Colombia is looking to foreign investors to help the country improve its infrastructure after years of ambitious projects that were later abandoned, President Juan Manuel Santos told the Council of the Americas in New York on Thursday.
The country particularly needs to do more “south-south” business with other emerging economies, he told a luncheon audience: “Let’s start trading much more among the economies that are growing at a much higher rate.”
Looking to the developed world, Santos said he has high hopes that a free trade agreement with the European Union, which is in the approval pipeline, will be finalized by the first quarter of next year. He also said he is “optimistic” that the U.S. Congress will greenlight a similar agreement with the U.S. “by the middle of next month.”
The president pointed to new free trade agreements with Canada and Switzerland as examples of the kind of linkages his country needs. Colombia is also readying more partnerships, including tightening ties to Japan and Korea, with which he met last week, he said.
Santos, in town for the U.N. General Assembly meeting, pointed to several achievements during his first year in office, including constitutional reforms that aim to improve the country’s fiscal profile and an anti-corruption law.
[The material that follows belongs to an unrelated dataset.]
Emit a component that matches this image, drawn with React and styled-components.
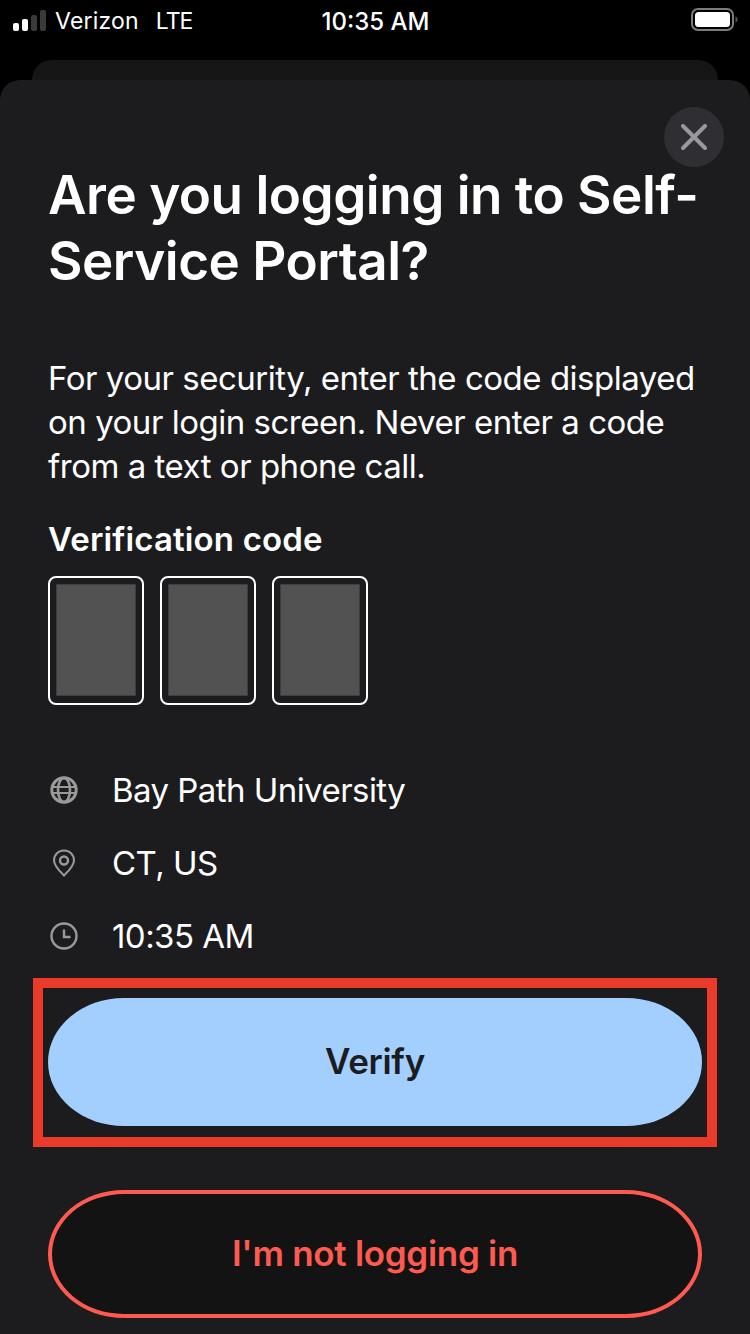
import React from 'react'
import styled, { createGlobalStyle } from 'styled-components'

const GlobalStyle = createGlobalStyle`
  html, body {
    margin: 0;
    padding: 0;
    background: #000;
  }
  body {
    font-family: Inter, "Liberation Sans", sans-serif;
    -webkit-font-smoothing: antialiased;
  }
`

const Page = styled.div`
  width: 750px;
  height: 1334px;
  overflow: hidden;
  display: flex;
  flex-direction: column;
  background: #000;
`

const StatusBar = styled.div`
  height: 60px;
  flex: none;
  display: grid;
  grid-template-columns: 1fr auto 1fr;
  align-items: flex-start;
  padding: 8px 12px 0 13px;
  box-sizing: border-box;
  color: #fff;
  font-size: 23px;
  line-height: 27px;
`

const Carrier = styled.div`
  display: flex;
  align-items: center;
  gap: 8px;
`

const CarrierName = styled.span`
  margin-right: 9px;
  letter-spacing: 0.2px;
`

const Network = styled.span`
  letter-spacing: -1px;
`

const Clock = styled.div`
  font-size: 24px;
  font-weight: 500;
`

const Battery = styled.div`
  justify-self: end;
  display: flex;
`

const BackSheet = styled.div`
  height: 20px;
  flex: none;
  margin: 0 32px;
  background: #161617;
  border-radius: 20px 20px 0 0;
`

const Sheet = styled.div`
  position: relative;
  flex: 1;
  background: #1c1c1e;
  border-radius: 20px 20px 0 0;
  padding: 82px 48px 0;
`

const CloseButton = styled.button`
  position: absolute;
  top: 27px;
  right: 26px;
  width: 60px;
  height: 60px;
  padding: 0;
  border: none;
  border-radius: 50%;
  background: #2f2f33;
  display: flex;
  align-items: center;
  justify-content: center;
`

const Title = styled.h1`
  margin: 0;
  color: #fff;
  font-size: 53px;
  font-weight: 600;
  line-height: 66px;
  letter-spacing: -0.5px;
`

const Message = styled.p`
  margin: 62px 0 0;
  color: #fff;
  font-size: 33px;
  line-height: 44px;
  letter-spacing: -0.48px;
`

const CodeLabel = styled.h2`
  margin: 31px 0 0;
  color: #fff;
  font-size: 33px;
  font-weight: 600;
  line-height: 40px;
  letter-spacing: 0.15px;
`

const CodeRow = styled.div`
  display: flex;
  gap: 16px;
  margin-top: 17px;
`

const CodeBox = styled.div`
  width: 96px;
  height: 129px;
  box-sizing: border-box;
  border: 2px solid #fff;
  border-radius: 8px;
  padding: 6px;
  display: flex;
`

const CodeFill = styled.div`
  flex: 1;
  background: #525252;
  border: 1px solid #3e3e40;
  margin: 0 0 1px;
`

const InfoList = styled.div`
  display: flex;
  flex-direction: column;
  gap: 29px;
  margin-top: 63px;
`

const InfoRow = styled.div`
  display: flex;
  align-items: center;
  gap: 33px;
  height: 44px;
  color: #fff;
  font-size: 33px;
  letter-spacing: -0.55px;
`

const IconSlot = styled.span`
  width: 31px;
  flex: none;
  display: flex;
  justify-content: center;
`

const Highlight = styled.div`
  margin: 20px -15px 0;
  border: 10px solid #ea3a2a;
  padding: 10px 5px 11px;
`

const ActionButton = styled.button`
  display: flex;
  align-items: center;
  justify-content: center;
  width: 654px;
  height: 128px;
  box-sizing: border-box;
  border-radius: 76px / 64px;
  font-family: inherit;
  font-size: 35px;
  font-weight: 600;
  letter-spacing: -0.3px;
  padding: 0 0 2px;
  color: ${p => (p.$danger ? '#ff5a50' : '#1c1c1e')};
  background: ${p => (p.$danger ? '#131313' : '#a3cfff')};
  border: ${p => (p.$danger ? '4px solid #ff5a50' : 'none')};
`

const SecondAction = styled.div`
  margin-top: 43px;
`

const SignalIcon = () => (
  <svg width="34" height="24" viewBox="0 0 34 24">
    <rect x="0" y="13" width="6" height="8" rx="2" fill="#fff" />
    <rect x="9" y="9" width="6" height="12" rx="2" fill="#fff" />
    <rect x="18" y="5" width="6" height="16" rx="2" fill="#3a3a3a" />
    <rect x="27" y="0" width="6" height="21" rx="2" fill="#3a3a3a" />
  </svg>
)

const BatteryIcon = () => (
  <svg width="47" height="24" viewBox="0 0 47 24">
    <rect x="1" y="1" width="41" height="21" rx="6" fill="none" stroke="#7c7c7c" strokeWidth="2" />
    <rect x="4" y="4" width="35" height="15" rx="3.5" fill="#fff" />
    <path d="M44.5 8.5c1.4.4 2 1.6 2 3s-.6 2.6-2 3z" fill="#5c5c5c" />
  </svg>
)

const CloseIcon = () => (
  <svg width="26" height="26" viewBox="0 0 26 26">
    <path d="M2 2 L24 24 M24 2 L2 24" stroke="#98989e" strokeWidth="4" strokeLinecap="round" />
  </svg>
)

const GlobeIcon = () => (
  <svg width="28" height="28" viewBox="0 0 28 28" fill="none" stroke="#9a9a9a">
    <circle cx="14" cy="14" r="12.2" strokeWidth="3" />
    <ellipse cx="14" cy="14" rx="6" ry="12" strokeWidth="2.6" />
    <path d="M2 11H26M2 17H26" strokeWidth="2.2" />
  </svg>
)

const PinIcon = () => (
  <svg width="24" height="28" viewBox="0 0 24 28" fill="none" stroke="#9a9a9a" strokeWidth="2">
    <path d="M12 26.5C8 22.5 2 17 2 11.5C2 5.5 6.5 1.5 12 1.5S22 5.5 22 11.5C22 17 16 22.5 12 26.5Z" />
    <circle cx="12" cy="11.5" r="4" strokeWidth="2.4" />
  </svg>
)

const ClockIcon = () => (
  <svg width="28" height="28" viewBox="0 0 28 28" fill="none" stroke="#9a9a9a" strokeWidth="2.4">
    <circle cx="14" cy="14" r="12.5" />
    <path d="M14 7.5V15H20.5" />
  </svg>
)

const infoRows = [
  { icon: <GlobeIcon />, text: 'Bay Path University' },
  { icon: <PinIcon />, text: 'CT, US' },
  { icon: <ClockIcon />, text: '10:35 AM' },
]

export default function App() {
  return (
    <Page>
      <GlobalStyle />
      <StatusBar>
        <Carrier>
          <SignalIcon />
          <CarrierName>Verizon</CarrierName>
          <Network>LTE</Network>
        </Carrier>
        <Clock>10:35 AM</Clock>
        <Battery>
          <BatteryIcon />
        </Battery>
      </StatusBar>
      <BackSheet />
      <Sheet>
        <CloseButton aria-label="Close">
          <CloseIcon />
        </CloseButton>
        <Title>Are you logging in to Self-Service Portal?</Title>
        <Message>
          For your security, enter the code displayed on your login screen. Never enter a code from a text or phone call.
        </Message>
        <CodeLabel>Verification code</CodeLabel>
        <CodeRow>
          {[0, 1, 2].map(i => (
            <CodeBox key={i}>
              <CodeFill />
            </CodeBox>
          ))}
        </CodeRow>
        <InfoList>
          {infoRows.map(row => (
            <InfoRow key={row.text}>
              <IconSlot>{row.icon}</IconSlot>
              {row.text}
            </InfoRow>
          ))}
        </InfoList>
        <Highlight>
          <ActionButton>Verify</ActionButton>
        </Highlight>
        <SecondAction>
          <ActionButton $danger>I'm not logging in</ActionButton>
        </SecondAction>
      </Sheet>
    </Page>
  )
}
As a reward, he said, Colombia saw its credit ratings upgraded and carried out its largest-ever bond issue.
A debt swap carried out earlier this week, he said, was twelve times oversubscribed, indicating a high demand for Colombian paper.
The Colombian economy posted a strong second quarter performance, expanding 5.2% from a year earlier, government figures released Thursday showed. Although slightly lower than market expectations, that represents the highest quarterly economic expansion in three years, led by the key oil and mining sector, which expanded 10.3% in the quarter.